Diary, know what else I feel really dumb about? I think I was standing behind David Bowie the whole time and didn’t even know it.

See, I got a VIP pass because I’m writing about the show for another outlet besides you. Don’t be mad, ok? Why they gave me a VIP, I’ll never know. I had fully planned to be with the hoi polloi. I had dressed accordingly: tons of light layers to shed as I got hotter and hotter packed in with the masses. I got there early.

So it was a surprise, this VIP thing. When I entered the VIP balcony, I noticed that all the good places were these tables against the railings that had reserved signs on them. Since I was so early, no one was sitting at them and I picked the best one and sat down, thinking the person would ask me to move when they got there.

Well, just before the AF hit the stage they got there.

A huge burly man swooped in and shouted, “This table is reserved for INSERT LADY’s NAME HERE, move away from the area.” He was really mean. I was thinking, “Who the hell is this lady?” I had never heard of her. She was over forty and a little jangley.

I wasn’t going to let them get the best of me, no way. So, I had to give up my seat. No biggie. Didn’t mean I was going to abandon my post.

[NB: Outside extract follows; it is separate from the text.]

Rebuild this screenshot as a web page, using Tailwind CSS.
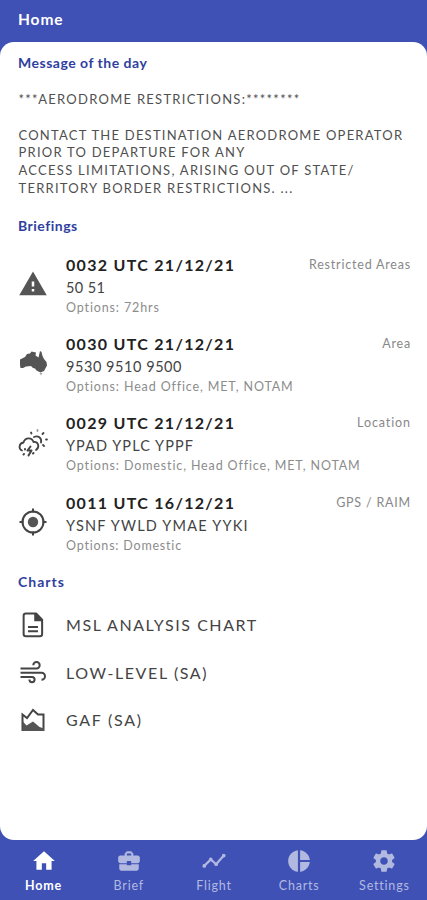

So I stood behind her date, a dorky guy with a British accent. Diary, please believe that this man had no Bowie aura whatsoever. He seemed like this lady’s date and was dragged to the show. Granted, I mostly saw the back of his head. But still.

I got into the show, but this huge bodyguard stood right behind me the entire time, practically pressing into my back. Who the hell was this lady who needed a body guard all night? They quickly went backstage before the show to meet the band. When they wanted to leave, the lady nodded to the burly guard who practically lifted me up and moved me out of the way.

When I left the show I called Agent Amy Phillips to do some internet recon and look up the lady's name. Amy came up with this. Duh. I am dumb. Still, I gotta say, in person Bowie comes off as a dad. A dad who was into the show. As was I.

All said, a good night Diary. A good night.